Islamist runoff: Morsi vs Aboul Fotouh. The Brotherhood’s Morsi could finish at the top along with the former Brother, Abdel Moneim Aboul Fotouh. In this case, we could expect a surge of conditional popular support for Aboul Fotouh, the more conciliatory and moderate of the two — but we should also expect the military, some of the wealthy magnates, and the anti-Islamist secular constituency to bristle and polarize. The non-Islamist politicians might pursue obstructionist tactics, in the belief that their secular principles are under attack.
Glass half full. In this scenario, the runoff features what I call “consensus” candidates, liked by some and acceptable to many, even with reservations. These candidates elicit intense dislike from a minority of Egyptians, but a majority would be willing to live with them. On this list, I’d include Aboul Fotouh, Moussa, and Sabahi. Of the likely outcomes, this is the best; it means that the new president would be unlikely to face a public insurrection, and that he would be able to govern with at least the grudging consent of the majority during the next phase of Egypt’s transition.
Wild card. Given the unpredictability of the process and the split vote, the finalists could include one or two unexpected faces. The revolutionary Sabahi could face Amr Moussa, disenchanting those revolutionaries with an Islamist hue. The reactionary ex-regime Shafiq could face the reactionary Islamist Morsi, leaving a huge swathe of the electorate without a simpatico candidate. The ruling generals could mistrust both finalists and organize a more concerted power grab.

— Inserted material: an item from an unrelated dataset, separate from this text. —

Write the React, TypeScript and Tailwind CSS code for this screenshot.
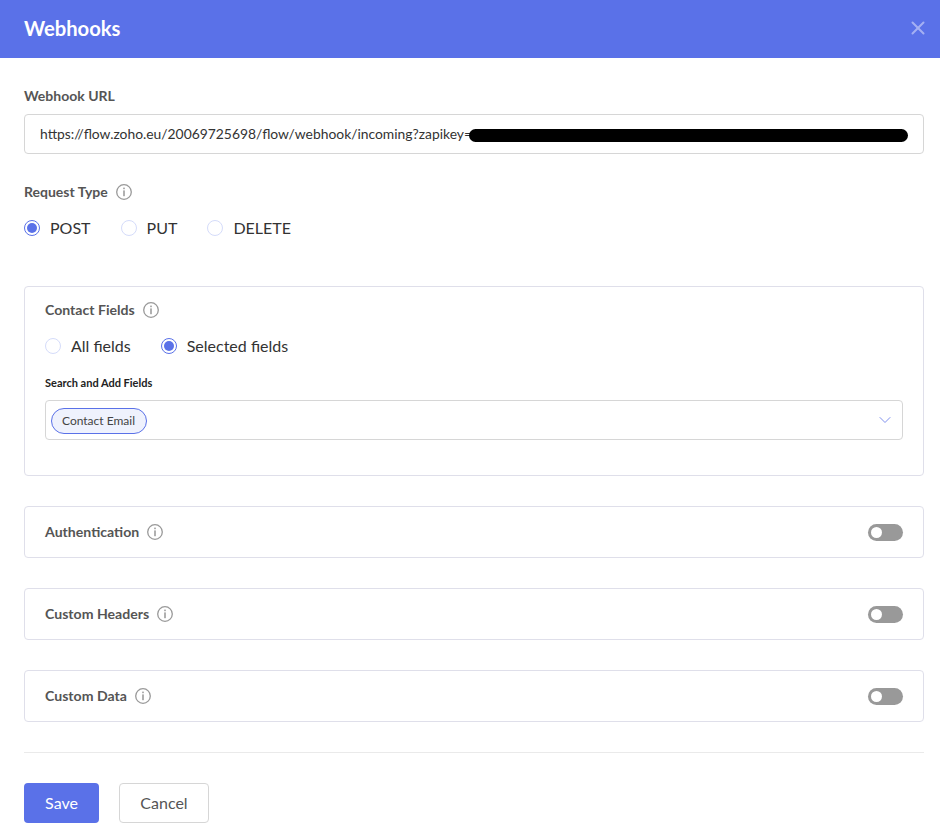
import { X, ChevronDown } from "lucide-react";

function InfoIcon() {
  return (
    <svg width="16" height="16" viewBox="0 0 16 16" fill="none" className="shrink-0">
      <circle cx="8" cy="8" r="7.3" stroke="#999" strokeWidth="1.3" />
      <rect x="7.3" y="3.6" width="1.4" height="1.6" fill="#8f8f8f" />
      <rect x="7.3" y="6.4" width="1.4" height="5.8" fill="#8f8f8f" />
    </svg>
  );
}

function Radio({ label, checked }: { label: string; checked?: boolean }) {
  return (
    <label className="flex items-center gap-[10px]">
      <span
        className={
          checked
            ? "flex h-4 w-4 items-center justify-center rounded-full border border-[#5a71e8] bg-white"
            : "flex h-4 w-4 items-center justify-center rounded-full border border-[#d5dcfa] bg-white"
        }
      >
        {checked && <span className="h-[10px] w-[10px] rounded-full bg-[#5a71e8]" />}
      </span>
      <span className="text-base leading-5 text-[#333]">{label}</span>
    </label>
  );
}

function ToggleRow({ title }: { title: string }) {
  return (
    <div className="flex h-[52px] items-center justify-between rounded-[4px] border border-[#dfdfea] px-5">
      <div className="flex items-center gap-2">
        <span className="text-[14.1px] font-bold text-[#555]">{title}</span>
        <InfoIcon />
      </div>
      <div className="flex h-[17px] w-[35px] items-center rounded-full bg-[#999] pl-[3px]">
        <span className="h-[11px] w-[11px] rounded-full bg-white" />
      </div>
    </div>
  );
}

export default function App() {
  return (
    <div className="h-[840px] w-[940px] overflow-hidden bg-white font-['Lato',sans-serif]">
      <header className="flex h-[58px] items-center justify-between bg-[#5a71e8] pl-6 pr-[11px]">
        <h1 className="-mt-[1px] text-[20.2px] font-bold text-white">Webhooks</h1>
        <X size={22} strokeWidth={2.2} className="-mt-[2px] text-[#a4b0f3]" />
      </header>

      <div className="pl-6 pr-4 pt-[29px]">
        <div className="text-sm leading-[18px] font-bold text-[#555]">Webhook URL</div>
        <div className="relative mt-[9px] flex h-10 items-center rounded-[4px] border border-[#d6d6d6] pl-[15px]">
          <span className="text-[13.87px] text-[#333]">https://flow.zoho.eu/20069725698/flow/webhook/incoming?zapikey=</span>
          <span className="absolute top-[14px] left-[444px] h-[13px] w-[439px] rounded-full bg-black" />
        </div>

        <div className="mt-[29px] flex h-[18px] items-center gap-2">
          <span className="text-sm font-bold text-[#555]">Request Type</span>
          <InfoIcon />
        </div>
        <div className="mt-[17px] flex h-5 items-center gap-[30px]">
          <Radio label="POST" checked />
          <Radio label="PUT" />
          <Radio label="DELETE" />
        </div>

        <section className="mt-[48px] h-[190px] rounded-[4px] border border-[#dfdfea] px-5 pt-[14px]">
          <div className="flex h-[18px] items-center gap-2">
            <span className="text-[14.1px] font-bold text-[#555]">Contact Fields</span>
            <InfoIcon />
          </div>
          <div className="mt-[17px] flex h-5 items-center gap-[30px]">
            <Radio label="All fields" />
            <Radio label="Selected fields" checked />
          </div>
          <div className="mt-[20px] text-[11px] leading-[14px] font-bold text-[#222]">Search and Add Fields</div>
          <div className="mt-[10px] flex h-10 items-center justify-between rounded-[4px] border border-[#d6d6d6] pl-[5px] pr-[7px]">
            <span className="mt-[1px] flex h-[26px] w-[96px] items-center rounded-full border border-[#5a71e8] bg-[#eff2fd] pl-[10px] text-xs text-[#444]">
              Contact Email
            </span>
            <ChevronDown size={20} strokeWidth={1.2} className="text-[#7f90ee]" />
          </div>
        </section>

        <div className="mt-[30px] flex flex-col gap-[30px]">
          <ToggleRow title="Authentication" />
          <ToggleRow title="Custom Headers" />
          <ToggleRow title="Custom Data" />
        </div>

        <div className="mt-[30px] border-t border-[#eaeaea]" />

        <div className="mt-[30px] flex gap-5">
          <button className="h-10 w-[75px] rounded-[4px] bg-[#5a71e8] text-base text-white">Save</button>
          <button className="h-10 w-[90px] rounded-[4px] border border-[#d6d6d6] bg-white text-base text-[#555]">Cancel</button>
        </div>
      </div>
    </div>
  );
}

Whichever two candidates make it to the run-off, the very fact that a genuine presidential contest is taking place has irreversible historic implications. Egypt is writing a new political history for itself, an inevitably messy process. Any outcome (short of a Shafiq victory) will likely represent a marked improvement from political life under Mubarak. And whatever the results, the politicization of the electorate will continue, and the public is unlikely to forfeit its newfound sense of ownership over the government.